CHALLENGE:
Pick out the lines below that include the string "code".

+++++

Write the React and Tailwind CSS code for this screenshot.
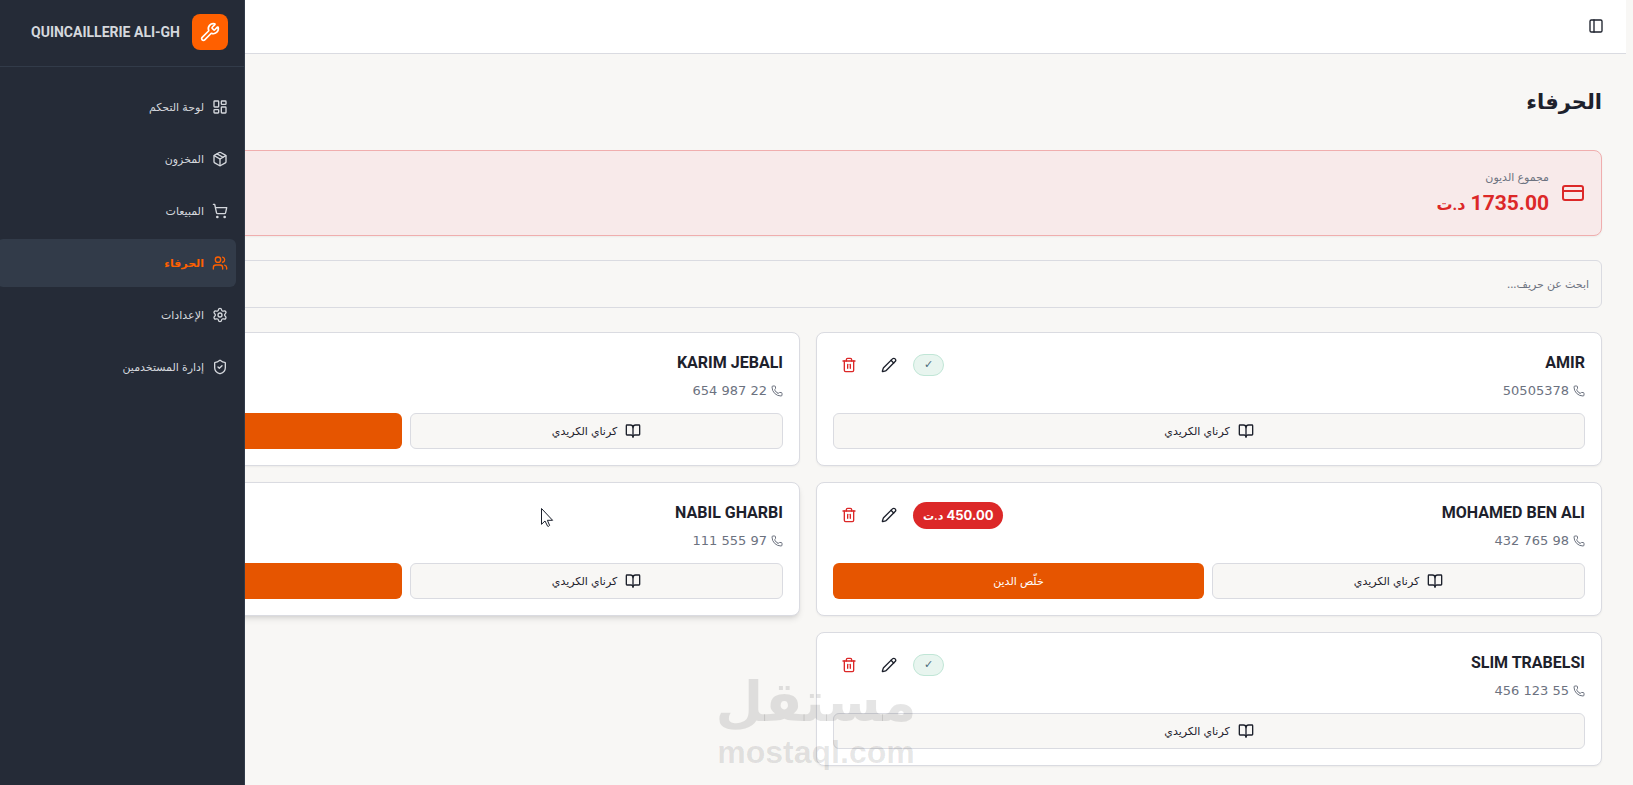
import { useState } from "react";
import {
  BookOpen,
  CreditCard,
  LayoutDashboard,
  Package,
  PanelLeft,
  Pencil,
  Phone,
  Settings,
  ShieldCheck,
  ShoppingCart,
  Trash2,
  Users,
  Wrench,
} from "lucide-react";

const NAV = [
  { key: "dashboard", label: "لوحة التحكم", icon: LayoutDashboard },
  { key: "stock", label: "المخزون", icon: Package },
  { key: "sales", label: "المبيعات", icon: ShoppingCart },
  { key: "customers", label: "الحرفاء", icon: Users },
  { key: "settings", label: "الإعدادات", icon: Settings },
  { key: "users", label: "إدارة المستخدمين", icon: ShieldCheck },
];

// debt is left out where the exact amount is not known yet
const CUSTOMERS = [
  { name: "AMIR", phone: "50505378", owes: false },
  { name: "KARIM JEBALI", phone: "22 987 654", owes: true },
  { name: "MOHAMED BEN ALI", phone: "98 765 432", owes: true, debt: 450 },
  { name: "NABIL GHARBI", phone: "97 555 111", owes: true, raised: true },
  { name: "SLIM TRABELSI", phone: "55 123 456", owes: false },
];

// ── Sidebar ───────────────────────────────────────────────────────
function Sidebar({ active }) {
  return (
    <aside className="fixed inset-y-0 -left-[11px] z-20 w-64 border-r border-[#323b49] bg-[#252b37] text-[#d5d8dd]">
      <div className="flex items-center gap-3 border-b border-[#323b49] px-4 pt-[14px] pb-4">
        <span className="flex size-9 items-center justify-center rounded-lg bg-[#ff6000] text-white">
          <Wrench className="size-5" />
        </span>
        <span className="font-['Roboto',sans-serif] text-sm font-bold whitespace-nowrap">
          QUINCAILLERIE ALI-GH
        </span>
      </div>

      <nav className="flex flex-col gap-1 px-2 py-4">
        {NAV.map(({ key, label, icon: Icon }) => (
          <a
            key={key}
            href={`#${key}`}
            className={`flex h-12 items-center gap-2 rounded-md px-2 text-[11px] ${
              key === active ? "bg-[#323b49] font-bold text-[#ff6000]" : ""
            }`}
          >
            <Icon className="size-4" />
            {label}
          </a>
        ))}
      </nav>
    </aside>
  );
}

// ── Debt badge ────────────────────────────────────────────────────
function DebtBadge({ owes, debt }) {
  if (!owes) {
    return (
      <span className="rounded-full border border-[#c0e6d6] bg-[#e8f5ef] px-2.5 font-['DejaVu_Sans',sans-serif] text-[11px] leading-5 text-[#4b6b7d]">
        ✓
      </span>
    );
  }
  if (!debt) return null;
  return (
    <span className="rounded-full bg-[#dc2828] px-2.5 text-[13px] leading-[26px] font-bold text-white">
      {debt.toFixed(2)} <span className="text-[11px]">د.ت</span>
    </span>
  );
}

// ── Customer card ─────────────────────────────────────────────────
function CustomerCard({ customer }) {
  return (
    <article
      className={`rounded-lg border border-[#dadbe1] bg-white p-4 ${
        customer.raised ? "shadow-md" : "shadow-xs"
      }`}
    >
      <div className="flex items-start justify-between">
        <div>
          <h2 className="font-['Roboto',sans-serif] text-base leading-7 font-bold">
            {customer.name}
          </h2>
          <p className="mt-1 flex items-center gap-1 font-['DejaVu_Sans',sans-serif] text-[13px] leading-5 text-[#6c727f]">
            <Phone className="size-3" />
            {customer.phone}
          </p>
        </div>
        <div className="flex h-8 items-center gap-2">
          <DebtBadge owes={customer.owes} debt={customer.debt} />
          <button aria-label="تعديل" className="flex size-8 items-center justify-center">
            <Pencil className="size-4" />
          </button>
          <button aria-label="حذف" className="flex size-8 items-center justify-center text-[#dc2828]">
            <Trash2 className="size-4" />
          </button>
        </div>
      </div>

      <div className="mt-3 flex gap-2">
        <button className="flex h-9 flex-1 items-center justify-center gap-2 rounded-md border border-[#dadbe1] bg-[#f8f7f5] px-3 text-[11px]">
          <BookOpen className="size-4" />
          كرناي الكريدي
        </button>
        {customer.owes && (
          <button className="h-9 flex-1 rounded-md bg-[#e65500] px-3 text-[11px] text-white">
            خلّص الدين
          </button>
        )}
      </div>
    </article>
  );
}

function Cursor() {
  return (
    <svg
      className="pointer-events-none absolute top-[507px] left-[540px] z-10 h-[21px] w-[14px]"
      viewBox="0 0 14 21"
      fill="white"
      stroke="#1a1f2b"
    >
      <path d="M1.500 1.500V17.300L5 14l2.600 5.200q1.200 .6 2-.8L7.400 13.300h5.200Z" />
    </svg>
  );
}

// ── Main screen ───────────────────────────────────────────────────
export default function App() {
  const [query, setQuery] = useState("");
  const customers = CUSTOMERS.filter((c) =>
    c.name.toLowerCase().includes(query.toLowerCase())
  );

  return (
    <div
      dir="rtl"
      className="relative min-h-screen overflow-hidden bg-[#f8f7f5] pr-[7px] font-['Inter','DejaVu_Sans',sans-serif] text-[#1d212c]"
    >
      <Sidebar active="customers" />

      <header className="flex h-[54px] items-center border-b border-[#dadbe1] bg-white px-4 pb-px">
        <button aria-label="القائمة" className="flex size-7 items-center justify-center">
          <PanelLeft className="size-4" />
        </button>
      </header>

      <main className="flex flex-col gap-6 pt-6 pr-6 pb-4 pl-[14px]">
        <h1 className="text-[21px] leading-[48px] font-bold">الحرفاء</h1>

        <section className="flex items-center gap-3 rounded-lg border border-[#f0aeae] bg-[#f8eaea] p-4 shadow-xs">
          <CreditCard className="size-6 text-[#dc2828]" />
          <div>
            <p className="text-[11px] leading-5 text-[#6c727f]">مجموع الديون</p>
            <p className="font-['Roboto','DejaVu_Sans',sans-serif] text-[21px] leading-8 font-bold text-[#dc2828]">
              1735.00 <span className="text-base">د.ت</span>
            </p>
          </div>
        </section>

        <input
          type="search"
          aria-label="ابحث عن حريف"
          placeholder="ابحث عن حريف..."
          value={query}
          onChange={(e) => setQuery(e.target.value)}
          className="h-12 w-full rounded-md border border-[#dadbe1] bg-[#f8f7f5] px-3 text-[11px] placeholder:text-[#6c727f]"
        />

        <div className="grid grid-cols-2 gap-4">
          {customers.map((c) => (
            <CustomerCard key={c.name} customer={c} />
          ))}
        </div>
      </main>

      <Cursor />

      {/* Watermark */}
      <div className="pointer-events-none absolute top-[668px] left-[718px] z-10 flex w-[196px] flex-col items-center font-bold text-black/10">
        <span className="font-['DejaVu_Sans',sans-serif] text-[55px] leading-[68px]">مستقل</span>
        <span dir="ltr" className="font-['Liberation_Sans',sans-serif] text-[32px] leading-8">
          mostaql.com
        </span>
      </div>
    </div>
  );
}
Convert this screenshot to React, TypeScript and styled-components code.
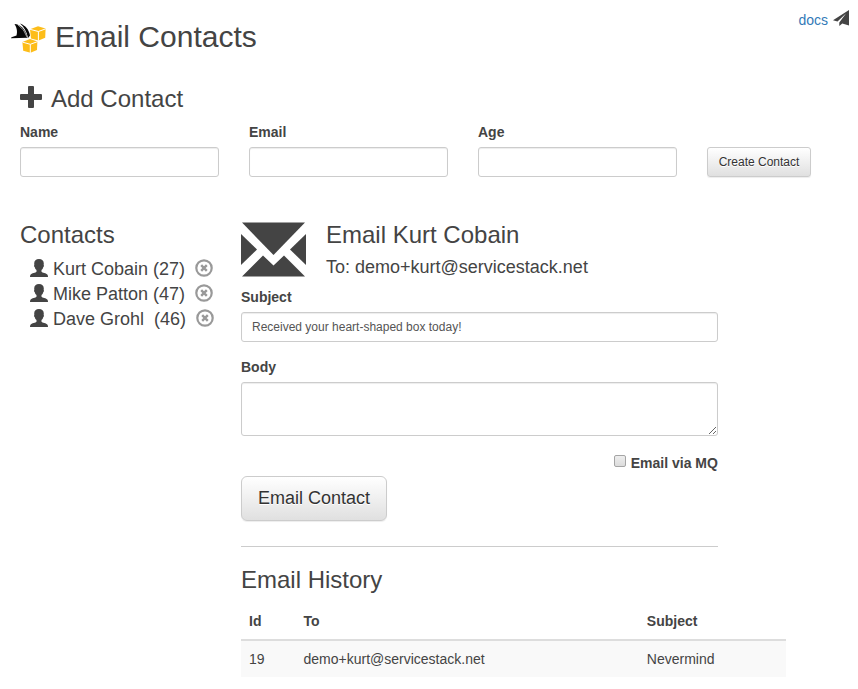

+++++

ANSWER FOR THE TASK:
Write the React and Tailwind CSS code for this screenshot.
Convert this screenshot to React, TypeScript and styled-components code.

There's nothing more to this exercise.